Signed-off-by: Pranjal Shrivastava <praan@google.com>
---
fs/nfs/direct.c | 51 +++++++++++++++++++++++++++++++++++--------------
1 file changed, 37 insertions(+), 14 deletions(-)
diff --git a/fs/nfs/direct.c b/fs/nfs/direct.c
index c8429b430181..6916541af9db 100644
--- a/fs/nfs/direct.c
+++ b/fs/nfs/direct.c
@@ -165,11 +165,17 @@ int nfs_swap_rw(struct kiocb *iocb, struct iov_iter *iter)
return 0;
}
-static void nfs_direct_release_pages(struct page **pages, unsigned int npages)

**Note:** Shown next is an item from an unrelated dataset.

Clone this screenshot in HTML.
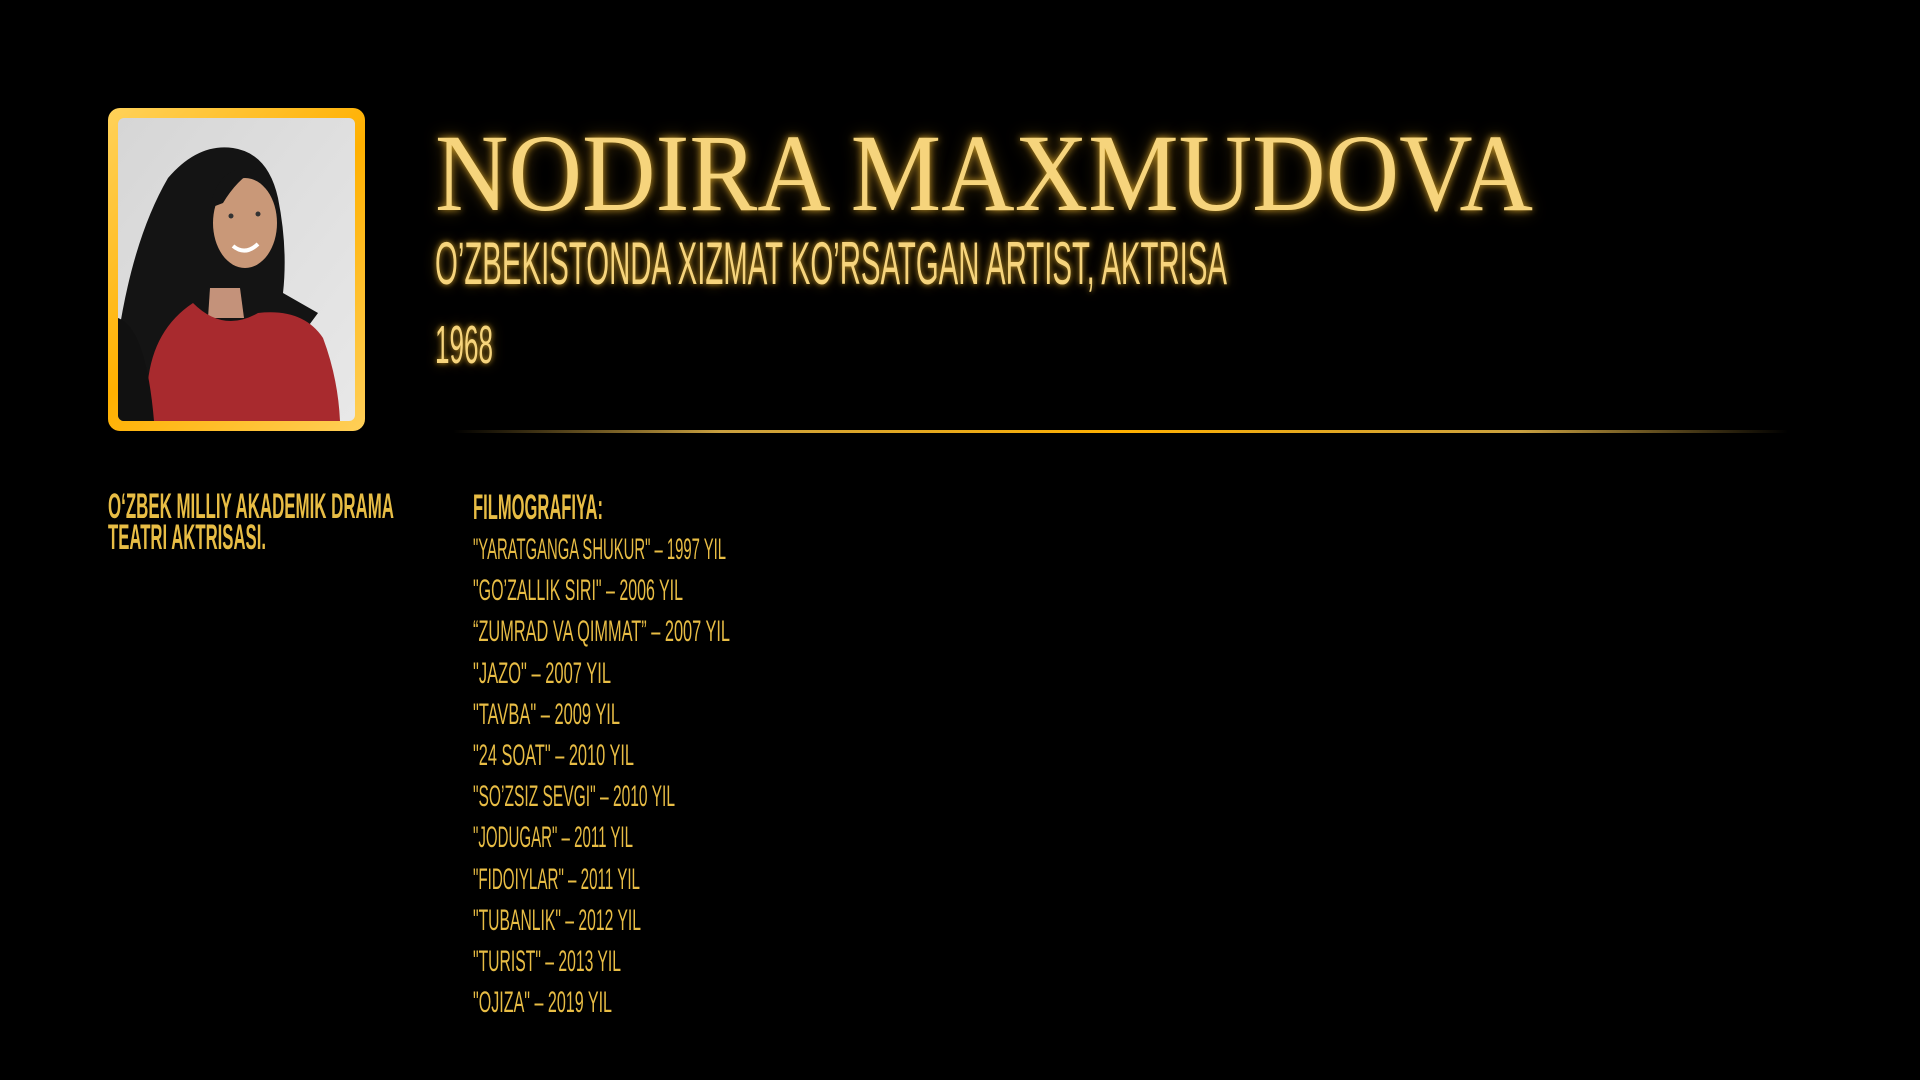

+static void nfs_direct_release_pages(struct page **pages, unsigned int npages,
+ bool pinned)
{
unsigned int i;
- for (i = 0; i < npages; i++)
- put_page(pages[i]);
+
+ if (pinned) {
+ unpin_user_pages(pages, npages);
+ } else {
+ for (i = 0; i < npages; i++)
+ put_page(pages[i]);
+ }
}
void nfs_init_cinfo_from_dreq(struct nfs_commit_info *cinfo,
@@ -354,23 +360,30 @@ static ssize_t nfs_direct_read_schedule_iovec(struct nfs_direct_req *dreq,
inode_dio_begin(inode);
while (iov_iter_count(iter)) {
- struct page **pagevec;
+ /* Tell extract pages to allocate the page array */
+ struct page **pagevec = NULL;
size_t bytes;
size_t pgbase;
unsigned npages, i;
+ bool pinned = iov_iter_extract_will_pin(iter);
+ iov_iter_extraction_t extraction_flags = 0;
+
+ if (NFS_SERVER(inode)->caps & NFS_CAP_P2PDMA)
+ extraction_flags |= ITER_ALLOW_P2PDMA;
- result = iov_iter_get_pages_alloc2(iter, &pagevec,
- rsize, &pgbase);
+ result = iov_iter_extract_pages(iter, &pagevec,
+ rsize, ~0U,
+ extraction_flags, &pgbase);
if (result < 0)
break;
-
+
bytes = result;
npages = (result + pgbase + PAGE_SIZE - 1) / PAGE_SIZE;
for (i = 0; i < npages; i++) {
struct nfs_page *req;
unsigned int req_len = min_t(size_t, bytes, PAGE_SIZE - pgbase);
/* XXX do we need to do the eof zeroing found in async_filler? */
- req = nfs_page_create_from_page(dreq->ctx, pagevec[i], false,
+ req = nfs_page_create_from_page(dreq->ctx, pagevec[i], pinned,
pgbase, pos, req_len);
if (IS_ERR(req)) {
result = PTR_ERR(req);
@@ -386,7 +399,8 @@ static ssize_t nfs_direct_read_schedule_iovec(struct nfs_direct_req *dreq,
requested_bytes += req_len;
pos += req_len;
}
- nfs_direct_release_pages(pagevec, npages);
+ if (i < npages)
+ nfs_direct_release_pages(pagevec + i, npages - i, pinned);
kvfree(pagevec);
if (result < 0)
break;
@@ -882,13 +896,21 @@ static ssize_t nfs_direct_write_schedule_iovec(struct nfs_direct_req *dreq,
NFS_I(inode)->write_io += iov_iter_count(iter);
while (iov_iter_count(iter)) {
- struct page **pagevec;
+
+ /* Tell extract pages to allocate the page array */
+ struct page **pagevec = NULL;
size_t bytes;
size_t pgbase;
unsigned npages, i;
+ bool pinned = iov_iter_extract_will_pin(iter);
+ iov_iter_extraction_t extraction_flags = 0;
+
+ if (NFS_SERVER(inode)->caps & NFS_CAP_P2PDMA)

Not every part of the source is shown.